◆ **Material shown**
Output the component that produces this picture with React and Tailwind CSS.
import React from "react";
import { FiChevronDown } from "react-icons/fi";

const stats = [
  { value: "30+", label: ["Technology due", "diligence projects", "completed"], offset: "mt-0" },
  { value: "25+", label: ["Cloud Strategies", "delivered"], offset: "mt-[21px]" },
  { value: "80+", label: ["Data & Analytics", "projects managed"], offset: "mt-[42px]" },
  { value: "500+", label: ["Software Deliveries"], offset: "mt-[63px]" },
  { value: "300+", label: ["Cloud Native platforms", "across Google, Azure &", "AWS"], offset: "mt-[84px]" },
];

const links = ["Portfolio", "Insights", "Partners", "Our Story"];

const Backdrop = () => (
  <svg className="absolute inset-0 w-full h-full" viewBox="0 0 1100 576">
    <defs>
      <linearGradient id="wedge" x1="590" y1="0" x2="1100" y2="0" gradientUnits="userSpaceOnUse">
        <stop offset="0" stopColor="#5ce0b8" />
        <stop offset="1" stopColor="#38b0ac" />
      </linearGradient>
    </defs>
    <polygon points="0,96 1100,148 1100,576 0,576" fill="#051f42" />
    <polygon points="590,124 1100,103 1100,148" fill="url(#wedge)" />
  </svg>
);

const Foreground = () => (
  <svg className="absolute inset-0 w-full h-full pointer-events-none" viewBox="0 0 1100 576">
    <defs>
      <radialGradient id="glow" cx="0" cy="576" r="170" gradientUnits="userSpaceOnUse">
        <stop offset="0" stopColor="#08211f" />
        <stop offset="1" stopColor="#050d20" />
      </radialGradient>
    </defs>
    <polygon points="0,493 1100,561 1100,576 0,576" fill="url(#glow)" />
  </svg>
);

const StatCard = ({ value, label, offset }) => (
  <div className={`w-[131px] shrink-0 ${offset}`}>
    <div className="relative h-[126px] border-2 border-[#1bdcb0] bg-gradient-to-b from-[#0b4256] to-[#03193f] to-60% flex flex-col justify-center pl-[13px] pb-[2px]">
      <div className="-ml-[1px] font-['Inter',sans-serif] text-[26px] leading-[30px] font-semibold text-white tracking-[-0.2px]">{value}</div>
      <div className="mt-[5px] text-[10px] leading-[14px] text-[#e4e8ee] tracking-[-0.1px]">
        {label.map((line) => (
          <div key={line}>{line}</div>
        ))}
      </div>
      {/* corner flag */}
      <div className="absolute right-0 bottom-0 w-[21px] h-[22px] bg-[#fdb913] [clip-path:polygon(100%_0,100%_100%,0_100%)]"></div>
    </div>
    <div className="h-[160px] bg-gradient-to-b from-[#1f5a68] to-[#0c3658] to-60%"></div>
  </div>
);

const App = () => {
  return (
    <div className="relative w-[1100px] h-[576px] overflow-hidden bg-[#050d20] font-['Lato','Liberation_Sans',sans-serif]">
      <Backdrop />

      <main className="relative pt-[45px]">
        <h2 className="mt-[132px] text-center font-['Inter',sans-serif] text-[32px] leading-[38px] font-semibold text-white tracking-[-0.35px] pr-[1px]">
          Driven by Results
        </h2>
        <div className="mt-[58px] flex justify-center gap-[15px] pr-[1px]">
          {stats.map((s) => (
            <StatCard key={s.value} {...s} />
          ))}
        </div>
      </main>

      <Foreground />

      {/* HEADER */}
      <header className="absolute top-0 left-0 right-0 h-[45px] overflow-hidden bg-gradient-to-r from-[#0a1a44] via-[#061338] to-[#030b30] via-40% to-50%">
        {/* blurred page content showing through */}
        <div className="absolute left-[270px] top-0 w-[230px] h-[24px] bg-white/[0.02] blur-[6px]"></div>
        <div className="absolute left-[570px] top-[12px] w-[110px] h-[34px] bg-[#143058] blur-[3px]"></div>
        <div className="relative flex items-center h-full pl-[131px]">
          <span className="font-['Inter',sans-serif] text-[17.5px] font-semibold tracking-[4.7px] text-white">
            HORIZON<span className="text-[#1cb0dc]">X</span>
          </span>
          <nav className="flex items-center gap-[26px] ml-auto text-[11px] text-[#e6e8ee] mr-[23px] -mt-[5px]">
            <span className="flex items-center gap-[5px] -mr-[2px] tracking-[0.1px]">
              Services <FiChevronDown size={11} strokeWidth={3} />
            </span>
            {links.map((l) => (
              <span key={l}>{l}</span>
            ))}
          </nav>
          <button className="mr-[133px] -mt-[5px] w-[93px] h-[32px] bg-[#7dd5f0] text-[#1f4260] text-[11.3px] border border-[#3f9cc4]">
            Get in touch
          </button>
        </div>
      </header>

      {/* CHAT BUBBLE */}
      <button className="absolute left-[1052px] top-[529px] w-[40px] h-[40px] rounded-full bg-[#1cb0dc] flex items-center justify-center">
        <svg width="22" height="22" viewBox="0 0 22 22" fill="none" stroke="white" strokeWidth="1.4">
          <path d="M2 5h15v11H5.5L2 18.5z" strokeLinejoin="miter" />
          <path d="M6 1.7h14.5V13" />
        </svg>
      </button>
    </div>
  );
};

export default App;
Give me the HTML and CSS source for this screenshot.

◆ **Written problem**
Copy out each line of the data containing the string "this".

◆ **Task output**
Output the component that produces this picture with React and Tailwind CSS.
Give me the HTML and CSS source for this screenshot.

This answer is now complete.